Expectations of robust growth numbers, moderation in inflation and improving external balances provides RBI leeway to hold rate for longer, while assessing global uncertainty.

Events to watch out for in April 2024:

 

  • Q4FY24 Earnings Season: Beginning in April 2024, the Q4FY24 earnings season commences against the backdrop of a previous quarter that surpassed expectations. The Indian economy displays resilience, marked by cooling core inflation and promising growth projections. Recoveries in exports and demand could potentially lead to earnings that exceed expectations.

     

  • General Election Developments: Starting on April 19th, 2024, voting for the Indian General Elections will unfold over six weeks across seven phases. Market watchers closely monitor these elections as policy continuity and support hinge on the electoral outcomes

    .

  • Commodity Prices: In late March 2024, gold reached an all-time high, registering a nearly 10% increase in 2024. Factors such as central bank buying and expectations of rate cuts have contributed to this surge. Additionally, weakening US dollar and declining yields have bolstered commodity prices. Oil markets remain buoyed near five-month highs due to OPEC+ production cuts, coupled with strong demand outlooks from China and the US. Commodity markets serve as crucial indicators for global markets.

     

  • Positive Economic Indicators: The Indian economy continues to display strength supported by demographic advantages, policy reforms, and structural changes. Key leading indicators such as tax collections, industrial activity, and power demand remain robust. Moderating inflation and a potential increase in private sector capital expenditure are additional positive drivers.

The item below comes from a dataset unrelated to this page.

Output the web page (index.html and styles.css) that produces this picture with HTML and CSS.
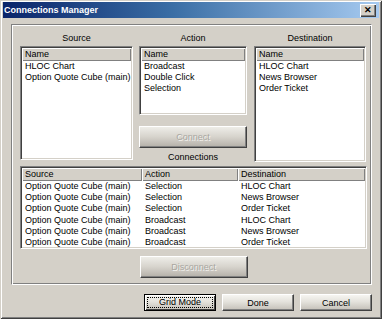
FILE: index.html
```html
<!DOCTYPE html>
<html lang="en">
<head>
  <meta charset="UTF-8" />
  <title>Connections Manager</title>
  <link rel="stylesheet" href="styles.css">
</head>
<body>
  <div class="window">
    <div class="titlebar">
      <span class="title">Connections Manager</span>
      <span class="close">&#x2715;</span>
    </div>

    <div class="group">
      <div class="top">
        <div class="col col-source">
          <div class="label">Source</div>
          <div class="list list-source">
            <div class="head"><span>Name</span></div>
            <div class="row">HLOC Chart</div>
            <div class="row">Option Quote Cube (main)</div>
          </div>
        </div>

        <div class="col col-action">
          <div class="label">Action</div>
          <div class="list list-action">
            <div class="head"><span>Name</span></div>
            <div class="row">Broadcast</div>
            <div class="row">Double Click</div>
            <div class="row">Selection</div>
          </div>
          <button class="btn btn-big" disabled>Connect</button>
          <div class="label">Connections</div>
        </div>

        <div class="col col-dest">
          <div class="label">Destination</div>
          <div class="list list-dest">
            <div class="head"><span>Name</span></div>
            <div class="row">HLOC Chart</div>
            <div class="row">News Browser</div>
            <div class="row">Order Ticket</div>
          </div>
        </div>
      </div>

      <!-- connections table -->
      <div class="list list-table">
        <div class="head grid">
          <span>Source</span><span>Action</span><span>Destination</span>
        </div>
        <div class="row grid"><span>Option Quote Cube (main)</span><span>Selection</span><span>HLOC Chart</span></div>
        <div class="row grid"><span>Option Quote Cube (main)</span><span>Selection</span><span>News Browser</span></div>
        <div class="row grid"><span>Option Quote Cube (main)</span><span>Selection</span><span>Order Ticket</span></div>
        <div class="row grid"><span>Option Quote Cube (main)</span><span>Broadcast</span><span>HLOC Chart</span></div>
        <div class="row grid"><span>Option Quote Cube (main)</span><span>Broadcast</span><span>News Browser</span></div>
        <div class="row grid"><span>Option Quote Cube (main)</span><span>Broadcast</span><span>Order Ticket</span></div>
      </div>

      <div class="center">
        <button class="btn btn-big" disabled>Disconnect</button>
      </div>
    </div>

    <div class="buttons">
      <button class="btn btn-small focused"><span>Grid Mode</span></button>
      <button class="btn btn-small">Done</button>
      <button class="btn btn-small">Cancel</button>
    </div>
  </div>
</body>
</html>
```

FILE: styles.css
```css
/* ===== Base ===== */
* {
  margin: 0;
  padding: 0;
  box-sizing: border-box;
}
html, body {
  width: 382px;
  height: 319px;
  overflow: hidden;
  background: #d4d0c8;
  font-family: "Liberation Sans", Arial, sans-serif;
  font-size: 9px;
  color: #000;
}

/* ===== Window frame ===== */
.window {
  width: 382px;
  height: 319px;
  padding: 2px 3px 3px 3px;
  background: #d4d0c8;
  box-shadow: inset 1px 1px #d4d0c8, inset -1px -1px #404040,
              inset 2px 2px #fff, inset -2px -2px #808080;
}
.titlebar {
  height: 16px;
  display: flex;
  align-items: center;
  justify-content: space-between;
  padding: 0 3px 0 1px;
  background: linear-gradient(to right, #0a246a 0%, #3a6ea5 45%, #a6caf0 100%);
}
.title {
  color: #fff;
  font-weight: bold;
  font-size: 9px;
}
.close {
  width: 16px;
  height: 13px;
  background: #d4d0c8;
  font-size: 9px;
  font-weight: bold;
  line-height: 13px;
  text-align: center;
  box-shadow: inset 1px 1px #fff, inset -1px -1px #404040, inset -2px -2px #808080;
}

/* ===== Group box ===== */
.group {
  margin: 6px 7px 0 8px;
  height: 261px;
  padding: 7px 4px 0 8px;
  border: 1px solid;
  border-color: #808080 #fff #fff #808080;
  box-shadow: inset 1px 1px #fff, inset -1px -1px #808080;
}
.top {
  display: flex;
  gap: 6px;
  height: 134px;
}
.col {
  display: flex;
  flex-direction: column;
}
.col-source { width: 113px; }
.col-action { width: 108px; }
.col-dest { width: 112px; margin-left: 1px; }
.label {
  height: 13px;
  line-height: 12px;
  text-align: center;
  margin-bottom: 1px;
}
.col-action .label:last-child {
  margin-top: 3px;
}

/* ===== Lists ===== */
.list {
  background: #fff;
  border: 1px solid;
  border-color: #808080 #fff #fff #808080;
  box-shadow: inset 1px 1px #404040, inset -1px -1px #d4d0c8;
  padding: 1px;
  overflow: hidden;
}
.list-source { height: 114px; }
.list-action { height: 69px; }
.list-dest { height: 116px; }
.list-table {
  height: 83px;
  margin-top: 0;
}
.head {
  height: 13px;
  line-height: 13px;
  background: #d4d0c8;
  box-shadow: inset 1px 1px #fff, inset -1px -1px #808080;
}
.head span,
.row {
  padding-left: 3px;
}
.row {
  height: 11.2px;
  line-height: 11px;
  white-space: nowrap;
}
.grid {
  display: grid;
  grid-template-columns: 120px 96px 1fr;
}
.grid span {
  padding-left: 3px;
  white-space: nowrap;
}
.head.grid span {
  box-shadow: inset 1px 1px #fff, inset -1px -1px #808080;
}
.row.grid {
  padding-left: 0;
}

/* ===== Buttons ===== */
.btn {
  font-family: inherit;
  font-size: 9px;
  color: #000;
  border: 1px solid;
  border-color: #fff #404040 #404040 #fff;
  box-shadow: inset -1px -1px #808080;
  background: linear-gradient(#f6f5f1 0%, #e4e2dc 45%, #c4c0b8 100%);
}
.btn-big {
  width: 108px;
  height: 22px;
  margin-top: 11px;
  color: #a8a6a0;
  text-shadow: 1px 1px #f4f3ef;
  background: linear-gradient(#eeede8 0%, #d6d3cc 50%, #b4b0a8 100%);
}
.center {
  display: flex;
  justify-content: center;
  padding-left: 0;
}
.center .btn-big {
  margin-top: 7px;
}
.buttons {
  display: flex;
  justify-content: flex-end;
  gap: 6px;
  margin-top: 9px;
  padding-right: 7px;
}
.btn-small {
  width: 72px;
  height: 17px;
}
.btn-small.focused {
  border: 1px solid #000;
  box-shadow: inset 1px 1px #fff, inset -1px -1px #404040;
  padding: 2px;
}
.btn-small.focused span {
  display: block;
  height: 100%;
  line-height: 10px;
  outline: 1px dotted #000;
  outline-offset: -1px;
}
```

  • Attraction for Global Investors: India is increasingly becoming a preferred destination for global investors due to favorable macroeconomic conditions, expectations of policy continuity, etc. This trend may lead to heightened inflows.

  • Elevated Valuations: While the broader outlook for India appears positive, valuations remain high overall, with exceptions observed in sectors such as large banks, select utilities, and commodities.